Financial relationships between biomedical companies and organizations that produce clinical practice guidelines are common, but often unreported.
Sixty-three per cent of organizations that published clinical practice guidelines on the National Guideline Clearinghouse website in 2012 reported receiving funds from biomedical companies, but these relationships were seldom disclosed in the guidelines, according to a new study published by Henry Stelfox and colleagues from the University of Calgary, Calgary, Canada, in PLOS Medicine.
Through cross-sectional surveys and a review of the websites of organizations that produced clinical practice guidelines published on the National Guidelines Clearinghouse website in 2012, the researchers collected information about sources of funding, conflict of interest policies, and disclosures of conflicts of interest. Of the 95 organizations producing clinical practice guidelines, 80% reported having a policy for managing conflicts of interest. In the clinical practice guidelines, disclosure statements (disclosing presence or absence of financial relationships with biomedical companies) for direct funding sources to produce the guideline were available in 65% (188/290) of guidelines; disclosure statements for financial relationships of guideline committee members were available in 51% (147/290); but only 1% (4/290) included disclosure of financial relationships of the organizations producing the guideline. Furthermore, clinical practice guidelines produced by organizations with more comprehensive conflict of interest policies included relatively fewer positive (?9%) and more negative (+32%) recommendations regarding patented biomedical products and were more likely to include disclosure statements for direct funding sources (+31%) and the financial relationships of the guideline committee members (+36%).

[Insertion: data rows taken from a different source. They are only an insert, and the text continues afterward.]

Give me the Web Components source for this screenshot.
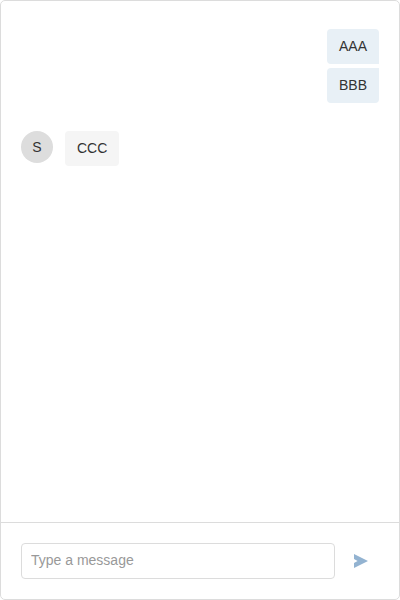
<!DOCTYPE html>
<html lang="en">
<head>
<meta charset="utf-8">
<title>Chat</title>
<style>
html, body { margin: 0; height: 100%; background: #fff; }
body { font: 14px/20px "Liberation Sans", Arial, sans-serif; color: #333; }
</style>
</head>
<body>
<chat-window>
  <message-group own>
    <message-bubble own first>AAA</message-bubble>
    <message-bubble own last>BBB</message-bubble>
  </message-group>
  <message-group>
    <user-avatar slot="avatar">S</user-avatar>
    <message-bubble>CCC</message-bubble>
  </message-group>
  <message-composer slot="footer"></message-composer>
</chat-window>
<script>
function define(name, html) {
  const template = document.createElement('template');
  template.innerHTML = html;
  customElements.define(name, class extends HTMLElement {
    constructor() {
      super();
      this.attachShadow({ mode: 'open' }).append(template.content.cloneNode(true));
    }
  });
}

define('chat-window', `
<style>
:host { display: flex; flex-direction: column; box-sizing: border-box; height: 100vh; border: 1px solid #dcdcdc; border-radius: 5px; }
.messages { flex: 1; display: flex; flex-direction: column; gap: 28px; padding: 28px 20px; box-sizing: border-box; min-height: 0; }
</style>
<div class="messages"><slot></slot></div>
<slot name="footer"></slot>`);

define('message-group', `
<style>
:host { display: flex; gap: 12px; }
:host([own]) { justify-content: flex-end; }
.list { display: flex; flex-direction: column; gap: 4px; align-items: flex-start; }
:host([own]) .list { align-items: flex-end; }
:host([own]) slot[name] { display: none; }
</style>
<slot name="avatar"></slot>
<div class="list"><slot></slot></div>`);

define('message-bubble', `
<style>
:host { display: block; box-sizing: border-box; height: 35px; padding: 7px 12px 8px; border-radius: 4px; background: #f5f5f5; }
:host([own]) { background: #e8f0f6; }
:host([first]) { border-bottom-right-radius: 0; }
:host([last]) { border-top-right-radius: 0; }
</style>
<slot></slot>`);

define('user-avatar', `
<style>
:host { display: flex; align-items: center; justify-content: center; width: 32px; height: 32px; border-radius: 50%; background: #ddd; }
</style>
<slot></slot>`);

define('send-button', `
<style>
:host { display: block; }
button { display: flex; align-items: center; justify-content: center; width: 44px; height: 36px; margin: 0; padding: 0; border: 0; background: none; }
svg { display: block; width: 16px; height: 16px; }
</style>
<button aria-label="Send"><svg viewBox="0 0 16 16"><path fill="#93b3d1" d="M1 1 L15 8 L1 15 L1 10 L4.6 8 L1 6 Z"/></svg></button>`);

define('message-composer', `
<style>
:host { display: flex; gap: 4px; box-sizing: border-box; height: 77px; padding: 20px 16px 20px 20px; border-top: 1px solid #dcdcdc; }
input { flex: 1; min-width: 0; box-sizing: border-box; height: 36px; margin: 0; padding: 0 9px 2px; border: 1px solid #dcdcdc; border-radius: 4px; outline: 0; background: #fff; font: inherit; color: inherit; }
input::placeholder { color: #999; opacity: 1; }
</style>
<input type="text" placeholder="Type a message">
<send-button></send-button>`);
</script>
</body>
</html>
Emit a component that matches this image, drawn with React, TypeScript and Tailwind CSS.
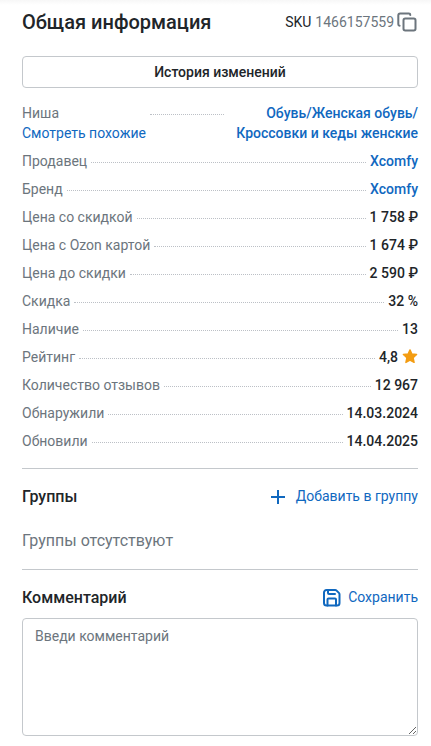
import { ReactNode, useState } from 'react'

type InfoRow = {
  label: string
  value: ReactNode
  href?: string
}

const rows: InfoRow[] = [
  { label: 'Продавец', value: 'Xcomfy', href: '#seller' },
  { label: 'Бренд', value: 'Xcomfy', href: '#brand' },
  { label: 'Цена со скидкой', value: '1 758 ₽' },
  { label: 'Цена с Ozon картой', value: '1 674 ₽' },
  { label: 'Цена до скидки', value: '2 590 ₽' },
  { label: 'Скидка', value: '32 %' },
  { label: 'Наличие', value: '13' },
  {
    label: 'Рейтинг',
    value: (
      <span className="flex items-center gap-1">
        4,8 <StarIcon />
      </span>
    ),
  },
  { label: 'Количество отзывов', value: '12 967' },
  { label: 'Обнаружили', value: '14.03.2024' },
  { label: 'Обновили', value: '14.04.2025' },
]

function StarIcon() {
  return (
    <svg width="16" height="16" viewBox="0 0 16 16" fill="#f39c12">
      <path
        d="M8 .9l1.900 4.100 4.700.5-3.500 3.200 1 4.700L8 11.100l-4.100 2.300 1-4.700L1.400 5.500l4.700-.5z"
        stroke="#f39c12"
        strokeWidth="1.400"
        strokeLinejoin="round"
      />
    </svg>
  )
}

function CopyIcon() {
  return (
    <svg
      width="24"
      height="24"
      viewBox="0 0 24 24"
      fill="none"
      stroke="currentColor"
      strokeWidth="2"
      strokeLinecap="round"
      strokeLinejoin="round">
      <rect x="9.500" y="8.500" width="12" height="12" rx="1.700" />
      <path d="M5.600 15.700c-.8 0-1.300-.6-1.300-1.400V5.500c0-1.100.8-1.900 1.900-1.900h8.700c.8 0 1.400.5 1.400 1.300" />
    </svg>
  )
}

function PlusIcon() {
  return (
    <svg width="16" height="16" viewBox="0 0 16 16" fill="none" stroke="currentColor" strokeWidth="2">
      <path d="M8 2v14M1 9h14" />
    </svg>
  )
}

function SaveIcon() {
  return (
    <svg
      width="18"
      height="20"
      viewBox="0 0 18 20"
      fill="none"
      stroke="currentColor"
      strokeWidth="2"
      strokeLinecap="round"
      strokeLinejoin="round">
      <path d="M3.500 3h8.700a2 2 0 0 1 1.400.6l2.300 2.300a2 2 0 0 1 .6 1.400v8.700a2.500 2.500 0 0 1-2.500 2.500H3.500A2.500 2.500 0 0 1 1 16V5.500A2.500 2.500 0 0 1 3.500 3z" />
      <path d="M4.500 18.500v-6a1 1 0 0 1 1-1H12a1 1 0 0 1 1 1v6M5 3v3a1 1 0 0 0 1 1h6" />
    </svg>
  )
}

const Dots = () => <span className="mt-[3px] flex-1 border-b border-dotted border-[#bcc0c6]" />

const App = () => {
  const [comment, setComment] = useState('')

  return (
    <main className="bg-white bg-linear-to-b from-[#f7f7f7] to-white to-[5px] pt-2 pr-[13px] pb-2 pl-[22px] font-[Roboto,sans-serif] text-sm text-[#212529]">
      <header className="flex items-center justify-between">
        <h1 className="text-xl font-medium">Общая информация</h1>
        <div className="flex items-center gap-1">
          <span>SKU</span>
          <span className="flex items-center text-[#6c757d]">
            1466157559
            <button type="button" aria-label="Скопировать SKU" className="cursor-pointer">
              <CopyIcon />
            </button>
          </span>
        </div>
      </header>

      <button
        type="button"
        className="mt-5 h-8 w-full cursor-pointer rounded border border-[#c4c8cc] font-medium">
        История изменений
      </button>

      <dl className="mt-[15px] space-y-2">
        <div className="flex gap-1">
          <dt className="text-[#6c757d]">
            Ниша
            <a href="#similar" className="block text-[#1068bf]">
              Смотреть похожие
            </a>
          </dt>
          <div className="flex h-5 flex-1 items-center">
            <Dots />
          </div>
          <dd className="w-[48%] text-right font-medium">
            <a href="#niche" className="text-[#1068bf]">
              Обувь/Женская обувь/
              <wbr />
              Кроссовки и кеды женские
            </a>
          </dd>
        </div>
        {rows.map(({ label, value, href }) => (
          <div key={label} className="flex items-center gap-1">
            <dt className="text-[#6c757d]">{label}</dt>
            <Dots />
            <dd className="font-medium">
              {href ? (
                <a href={href} className="text-[#1068bf]">
                  {value}
                </a>
              ) : (
                value
              )}
            </dd>
          </div>
        ))}
      </dl>

      <section className="mt-[17px] border-t border-[#c4c8cc] pt-4">
        <div className="flex items-start justify-between">
          <h2 className="text-base font-medium">Группы</h2>
          <button type="button" className="flex h-[22px] cursor-pointer items-center gap-[10px] text-[#1068bf]">
            <PlusIcon />
            Добавить в группу
          </button>
        </div>
        <p className="mt-5 text-base text-[#6c757d]">Группы отсутствуют</p>
      </section>

      <section className="mt-4 border-t border-[#c4c8cc] pt-4">
        <div className="flex items-start justify-between">
          <h2 className="text-base font-medium">
            <label htmlFor="comment">Комментарий</label>
          </h2>
          <button type="button" className="flex h-[22px] cursor-pointer items-center gap-[7px] text-[#1068bf]">
            <SaveIcon />
            Сохранить
          </button>
        </div>
        <textarea
          id="comment"
          value={comment}
          onChange={e => setComment(e.target.value)}
          placeholder="Введи комментарий"
          className="mt-2 block h-[118px] w-full rounded border border-[#c4c8cc] px-3 py-[7px] outline-none placeholder:text-[#6c757d]"
        />
      </section>
    </main>
  )
}

export default App
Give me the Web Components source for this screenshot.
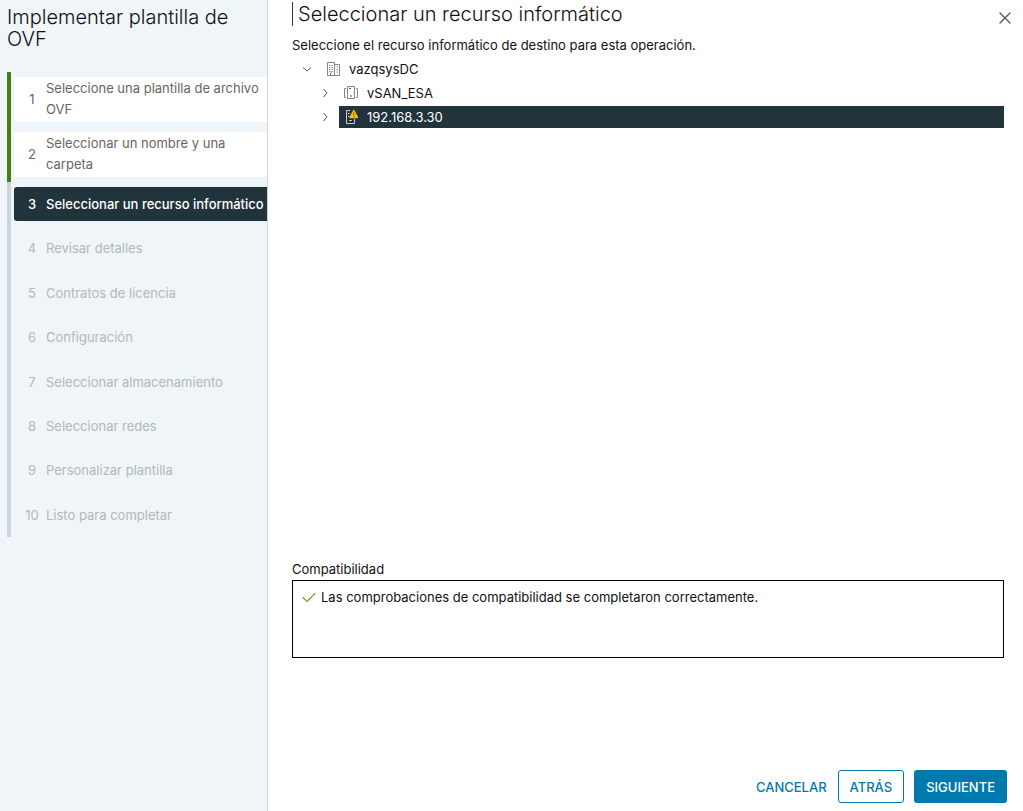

While the study was limited by the use of the National Guidelines Clearinghouse as the single source of clinical practice guidelines and self-report of survey responses and website postings, the findings suggest that clinical practice guidelines are vulnerable to influence from biomedical companies.
The authors say: "Our study highlights the need for an effective policy to manage organizational conflicts of interest and disclosure of financial relationships."